One large fall container she created includes mums, coral bells and decorative kale. She finished it with a centerpiece of preserved eucalyptus and red dogwood branches.

Bolach says one of her longest-lasting fall table arrangements — and an easy one to do on your own — is a succulent pumpkin. A variety of succulents are arranged and adhered across the top of a white pumpkin, creating a beautiful, long-lasting display.

And the good news is you don’t have to carve the pumpkin first. Bolach says these arrangements can last so long she had one client who still had her pumpkin in the spring.

The key to a succulent pumpkin, Bolach says: Oasis floral glue. Available through Amazon, it’s waterproof, bonds quickly and can bind together flowers, ribbons, and jewels without tape or wire. A 2.4- ounce container costs less than $10.

Bolach says a succulent pumpkin arrangement will last months but keep it out of direct sunlight because “it could increase the chances of it rotting.”

Pumpkins and flowers

Another option for a lovely fall arrangement is creating a pumpkin floral arrangement.

English Gardens, which has six locations across Metro Detroit, offered a Make It & Take Workshop earlier this month for a Pumpkin Floral Arrangement with a lovely mix of flowers adhered to the top of an heirloom pumpkin.

The good news: participants didn’t have to clean out the pumpkin at all.

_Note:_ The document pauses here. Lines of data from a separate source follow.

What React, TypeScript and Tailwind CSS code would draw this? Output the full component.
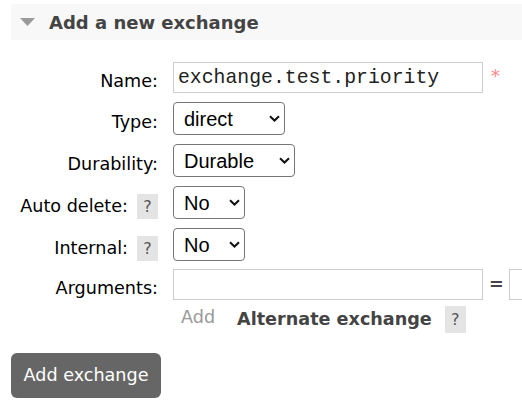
import { ReactNode } from 'react';

const Help = ({ className = '' }: { className?: string }) => (
  <span
    className={`flex shrink-0 w-[21px] h-[25px] items-center justify-center bg-[#e4e4e4] text-[#555] text-[16px] ${className}`}
  >
    ?
  </span>
);

function Select({ value, width, options }: { value: string; width: string; options: string[] }) {
  return (
    <div className={`relative shrink-0 h-[33px] ${width}`}>
      <select
        defaultValue={value}
        className="appearance-none w-full h-full border border-[#767676] rounded-[4px] bg-white pl-[10px] pr-[22px] text-[20px] text-black font-['Liberation_Sans',Arial,sans-serif] outline-none"
      >
        {options.map(o => (
          <option key={o}>{o}</option>
        ))}
      </select>
      <svg
        className="absolute right-[5px] top-[13px] pointer-events-none"
        width="11"
        height="7"
        viewBox="0 0 11 7"
        fill="none"
      >
        <path d="M1 1.2l4.5 4.3L10 1.2" stroke="#111" strokeWidth="2" />
      </svg>
    </div>
  );
}

function Row({ label, help, h, children, className = '' }: { label: string; help?: boolean; h: string; children: ReactNode; className?: string }) {
  return (
    <div className={`flex items-center ${h} ${className}`}>
      <div className="w-[158px] shrink-0 flex justify-end items-center gap-[9px] pt-[8px]">
        <span className="whitespace-nowrap">{label}</span>
        {help && <Help />}
      </div>
      <div className="ml-[15px] shrink-0 flex items-center">{children}</div>
    </div>
  );
}

export default function App() {
  return (
    <div className="w-[522px] h-[407px] overflow-hidden bg-white text-black text-[17.6px] font-['DejaVu_Sans',Verdana,sans-serif]">
      <div className="ml-[11px] mt-[4px] h-[36px] bg-[#f8f8f8] flex items-center">
        <svg className="ml-[9px]" width="15" height="8" viewBox="0 0 15 8">
          <path d="M0 0h15L7.5 8z" fill="#9a9a9a" />
        </svg>
        <h2 className="ml-[14px] text-[18px] font-bold text-[#444]">Add a new exchange</h2>
      </div>

      <div className="mt-[22px] flex flex-col">
        <Row label="Name:" h="h-[31px]" className="mb-[9px]">
          <input
            defaultValue="exchange.test.priority"
            className="w-[310px] h-[31px] border border-[#cccccc] px-[4px] text-[19.8px] text-[#222] font-['Liberation_Mono','Courier_New',monospace] outline-none"
          />
          <span className="ml-[8px] text-[18px] text-[#ff8a8a] -mt-[4px]">*</span>
        </Row>
        <Row label="Type:" h="h-[33px]" className="mb-[9px]">
          <Select value="direct" width="w-[112px]" options={['direct', 'fanout', 'headers', 'topic']} />
        </Row>
        <Row label="Durability:" h="h-[33px]" className="mb-[9px]">
          <Select value="Durable" width="w-[122px]" options={['Durable', 'Transient']} />
        </Row>
        <Row label="Auto delete:" help h="h-[33px]" className="mb-[9px]">
          <Select value="No" width="w-[72px]" options={['No', 'Yes']} />
        </Row>
        <Row label="Internal:" help h="h-[33px]" className="mb-[8px]">
          <Select value="No" width="w-[72px]" options={['No', 'Yes']} />
        </Row>
        <Row label="Arguments:" h="h-[31px]">
          <input className="w-[310px] h-[31px] border border-[#cccccc] outline-none" />
          <span className="ml-[6px] font-bold text-[#444]">=</span>
          <input className="ml-[5px] w-[120px] h-[31px] border border-[#cccccc] outline-none" />
        </Row>

        <div className="mt-[6px] ml-[181px] flex items-center h-[27px]">
          <span className="text-[#999] -mt-[5px]">Add</span>
          <span className="ml-[22px] font-bold text-[#444] whitespace-nowrap">Alternate exchange</span>
          <Help className="ml-[13px] h-[27px]" />
        </div>
      </div>

      <button className="mt-[20px] ml-[11px] w-[150px] h-[45px] rounded-[6px] bg-[#666] text-white text-[17.6px]">
        Add exchange
      </button>
    </div>
  );
}
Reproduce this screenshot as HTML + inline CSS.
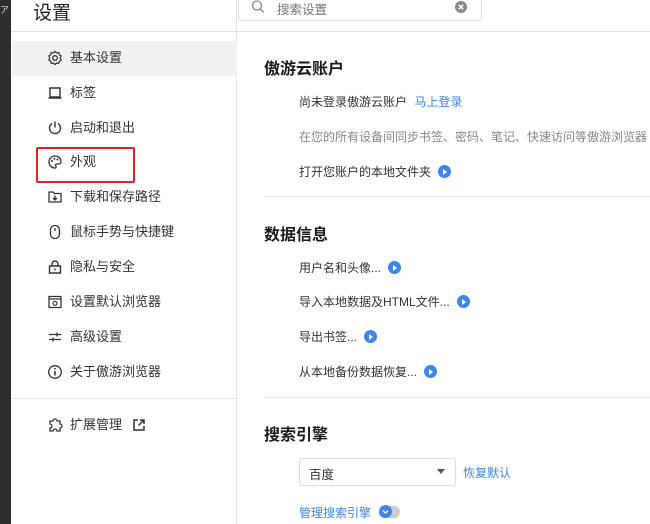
<!DOCTYPE html>
<html><head><meta charset="utf-8"><style>
*{margin:0;padding:0;box-sizing:border-box}
body{width:650px;height:524px;overflow:hidden;background:#fff;position:relative;font-family:"Liberation Sans","Noto Sans CJK SC",sans-serif;color:#222}
.a{position:absolute;white-space:nowrap}
.strip{left:0;top:0;width:11px;height:524px;background:#2e2e2e}
.side{left:11px;top:0;width:226px;height:524px;border-right:1px solid #e3e3e3}
.hline{left:11px;top:31px;width:639px;height:1px;background:#e3e3e3}
.item{font-size:13px;color:#333;line-height:16px}
.ic{position:absolute;left:47px;width:16px;height:16px}
.h{font-size:16px;font-weight:bold;color:#1a1a1a}
.t{font-size:12px;color:#333}
.play{display:inline-block;width:13px;height:13px;border-radius:50%;background:#3d86ef;position:relative;vertical-align:-2px;margin-left:7px}
.play:after{content:"";position:absolute;left:5px;top:3.5px;border-left:4px solid #fff;border-top:3px solid transparent;border-bottom:3px solid transparent}
.blue{color:#3d86ef}
</style></head><body>
<div class="a strip"></div>
<div class="a" style="left:0;top:3px;width:8px;height:8px;color:#ddd;font-size:9px">ア</div>
<div class="a side"></div>
<div class="a" style="left:33px;top:-2px;font-size:19px;color:#222">设置</div>
<div class="a" style="left:238px;top:-6px;width:244px;height:27px;border:1px solid #ddd;border-radius:3px;background:#fff"></div>
<svg class="a" style="left:251px;top:0" width="14" height="14" viewBox="0 0 14 14"><circle cx="6" cy="5.5" r="4.5" fill="none" stroke="#888" stroke-width="1.3"/><path d="M9.3 9l3.5 3.5" stroke="#888" stroke-width="1.3"/></svg>
<div class="a" style="left:277px;top:-1px;font-size:12.5px;color:#777">搜索设置</div>
<svg class="a" style="left:455px;top:1px" width="12" height="12" viewBox="0 0 12 12"><circle cx="6" cy="6" r="6" fill="#888"/><path d="M3.8 3.8l4.4 4.4M8.2 3.8l-4.4 4.4" stroke="#fff" stroke-width="1.4"/></svg>
<div class="a hline"></div>
<div class="a" style="left:12px;top:41px;width:225px;height:35px;background:#f1f1f1"></div>

<svg class="ic a" style="top:50px" viewBox="0 0 16 16"><circle cx="8" cy="8" r="2.3" fill="none" stroke="#333" stroke-width="1.3"/><path d="M8 1.5l1.6 1.5 2.2-.3.5 2.1 1.9 1.2-1 2 1 2-1.9 1.2-.5 2.1-2.2-.3L8 14.5l-1.6-1.5-2.2.3-.5-2.1-1.9-1.2 1-2-1-2 1.9-1.2.5-2.1 2.2.3z" fill="none" stroke="#333" stroke-width="1.2"/></svg>
<div class="a item" style="left:70px;top:50px">基本设置</div>
<svg class="ic a" style="top:85px" viewBox="0 0 16 16"><path d="M3 3h10v9H3zM1.5 13h13" fill="none" stroke="#333" stroke-width="1.4"/></svg>
<div class="a item" style="left:70px;top:85px">标签</div>
<svg class="ic a" style="top:120px" viewBox="0 0 16 16"><path d="M5 3.5A5.5 5.5 0 1 0 11 3.5M8 1.5v6" fill="none" stroke="#333" stroke-width="1.4"/></svg>
<div class="a item" style="left:70px;top:120px">启动和退出</div>
<svg class="ic a" style="top:154px" viewBox="0 0 16 16"><path d="M8 2a6 6 0 1 0 0 12c1.5 0 1.3-1.5.7-2.3-.6-.8 0-1.7 1-1.7H12a2.5 2.5 0 0 0 2-2.5C14 4.5 11.5 2 8 2z" fill="none" stroke="#333" stroke-width="1.3"/><circle cx="5" cy="7" r="1" fill="#333"/><circle cx="7.5" cy="4.8" r="1" fill="#333"/><circle cx="10.5" cy="5.5" r="1" fill="#333"/></svg>
<div class="a item" style="left:70px;top:154px">外观</div>
<div class="a" style="left:36px;top:147px;width:99px;height:36px;border:2px solid #e8201f;border-radius:2px"></div>
<svg class="ic a" style="top:189px" viewBox="0 0 16 16"><path d="M2 3h4l1.5 1.5H14V13H2zM8 6.5v4.5M6 9l2 2 2-2" fill="none" stroke="#333" stroke-width="1.3"/></svg>
<div class="a item" style="left:70px;top:189px">下载和保存路径</div>
<svg class="ic a" style="top:224px" viewBox="0 0 16 16"><rect x="3.5" y="1.5" width="9" height="13" rx="4.5" fill="none" stroke="#333" stroke-width="1.3"/><path d="M8 4v3" stroke="#333" stroke-width="1.3"/></svg>
<div class="a item" style="left:70px;top:224px">鼠标手势与快捷键</div>
<svg class="ic a" style="top:259px" viewBox="0 0 16 16"><path d="M5 7V5a3 3 0 0 1 6 0v2M2.5 7h11v7h-11zM8 9.5v2" fill="none" stroke="#333" stroke-width="1.4"/></svg>
<div class="a item" style="left:70px;top:259px">隐私与安全</div>
<svg class="ic a" style="top:294px" viewBox="0 0 16 16"><path d="M2 2.5h12v11H2zM2 5h12" fill="none" stroke="#333" stroke-width="1.3"/><circle cx="8" cy="9.3" r="2" fill="none" stroke="#333" stroke-width="1.2"/></svg>
<div class="a item" style="left:70px;top:294px">设置默认浏览器</div>
<svg class="ic a" style="top:329px" viewBox="0 0 16 16"><path d="M2 5.5h12M2 10.5h12M10 3.5v4M6 8.5v4" fill="none" stroke="#333" stroke-width="1.3"/></svg>
<div class="a item" style="left:70px;top:329px">高级设置</div>
<svg class="ic a" style="top:364px" viewBox="0 0 16 16"><circle cx="8" cy="8" r="6.3" fill="none" stroke="#333" stroke-width="1.3"/><path d="M8 7v4.5" stroke="#333" stroke-width="1.5"/><circle cx="8" cy="4.8" r=".9" fill="#333"/></svg>
<div class="a item" style="left:70px;top:364px">关于傲游浏览器</div>
<div class="a" style="left:12px;top:398px;width:225px;height:1px;background:#e3e3e3"></div>
<svg class="ic a" style="top:417px" viewBox="0 0 16 16"><path d="M3 4h3a2 2 0 0 1 4 0h3v3a2 2 0 0 1 0 4v3h-3a2 2 0 0 0-4 0H3v-3a2 2 0 0 0 0-4z" fill="none" stroke="#333" stroke-width="1.3"/></svg>
<div class="a item" style="left:70px;top:417px">扩展管理</div>
<svg class="a" style="left:132px;top:418px" width="14" height="14" viewBox="0 0 14 14"><path d="M6 2H2v10h10V8M8 2h4v4M12 2L6.5 7.5" fill="none" stroke="#333" stroke-width="1.5"/></svg>

<div class="a h" style="left:264px;top:55px">傲游云账户</div>
<div class="a t" style="left:299px;top:93px">尚未登录傲游云账户 <span class="blue" style="margin-left:4px">马上登录</span></div>
<div class="a t" style="left:299px;top:128px;color:#888">在您的所有设备间同步书签、密码、笔记、快速访问等傲游浏览器</div>
<div class="a t" style="left:299px;top:163px">打开您账户的本地文件夹<span class="play"></span></div>
<div class="a" style="left:264px;top:196px;width:386px;height:1px;background:#e3e3e3"></div>
<div class="a h" style="left:264px;top:221px">数据信息</div>
<div class="a t" style="left:299px;top:259px">用户名和头像...<span class="play"></span></div>
<div class="a t" style="left:299px;top:293px">导入本地数据及HTML文件...<span class="play"></span></div>
<div class="a t" style="left:299px;top:328px">导出书签...<span class="play"></span></div>
<div class="a t" style="left:299px;top:363px">从本地备份数据恢复...<span class="play"></span></div>
<div class="a" style="left:264px;top:397px;width:386px;height:1px;background:#e3e3e3"></div>
<div class="a h" style="left:264px;top:421px">搜索引擎</div>
<div class="a" style="left:299px;top:458px;width:157px;height:28px;border:1px solid #ddd;border-radius:3px"></div>
<div class="a t" style="left:309px;top:464px;font-size:12.5px">百度</div>
<div class="a" style="left:437px;top:469px;border-top:5px solid #555;border-left:4.5px solid transparent;border-right:4.5px solid transparent"></div>
<div class="a t blue" style="left:463px;top:464px">恢复默认</div>
<div class="a t blue" style="left:299px;top:504px">管理搜索引擎</div>
<div class="a" style="left:379px;top:506px;width:21px;height:12px;border-radius:6px;background:#ccc"></div>
<div class="a" style="left:379px;top:505px;width:13px;height:13px;border-radius:50%;background:#3d86ef"></div>
<svg class="a" style="left:382px;top:508px" width="7" height="7" viewBox="0 0 7 7"><path d="M1 2.5l2.5 2.5 2.5-2.5" fill="none" stroke="#fff" stroke-width="1.3"/></svg>
</body></html>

Instead, flowers were arranged on some Oasis floral foam on a saucer. That saucer sits right on the pumpkin or is secured to the top with some glue dots.

Florist Brittany Ross at English Gardens actually suggests not carving pumpkins to hold flowers. She says pumpkins and flowers don’t mix well, meaning the flowers won’t last as long if they’re put right into a carved pumpkin and neither will the pumpkin. For those who still chose to go that route, Ross suggests using a vase inside the pumpkin for flowers.

As far as her favorite mix of flowers in the fall, Ross says she loves to use chrysanthemum or daisies, which last a long times. She also likes mums and even carnations. She says carnations are coming back.

“I’m a big fan,” says Ross. “Carnations come in so many different colors that people aren’t aware of and they’re gorgeous. And you can get them to last two to three weeks.”

For greenery, she likes to use eucalyptus.

“They smell nice and when they do start to dry out, they start to look more fall-looking with time,” she said

And when it comes to pumpkins, heirloom pumpkins — which come in wide variety of shapes and colors — are hot these days, says Ross.

“Everybody is doing during more gray tones in their homes so they come in blues, almost pinks, tans, white and beiges,” she said.

Neutral fall decor

And who says fall decor or arrangements have to be orange at all? They don’t, says West Michigan design blogger and author Liz Marie Galvan.

Galvan, who lives on a farm with her husband and baby son, has a home decor and vintage store near Grand Rapids called The Found Cottage. She  says fall decor can also be done in neutrals.

“It can be whatever fits your style,” wrote Galvan in a post on her popular blog, lizmarieblog.com.

Galvan — who this fall published a book, “Cozy White Cottage: 100 Ways to Love the Feeling of Being Home” (Thomas Nelson) — has a modern farmhouse aesthetic vintage and often decorates with cream, white and gray tones. 

For a recent fall blog post, Galvan created a fall table arrangement using a faux pumpkin. She traced a circle around the top, cut it out and suggested arranging faux or real florals inside. A vase with water is a must for real flowers but for faux stems, bend the stems to fit them inside, Galvan suggested.

So think outside the traditional orange pumpkin when it comes to creating your own fall tablescape or arrangement this season. And if orange isn’t your color, skip it. Whether you use real materials or faux, it’s all about the layers and your home will feel warm right into the holidays.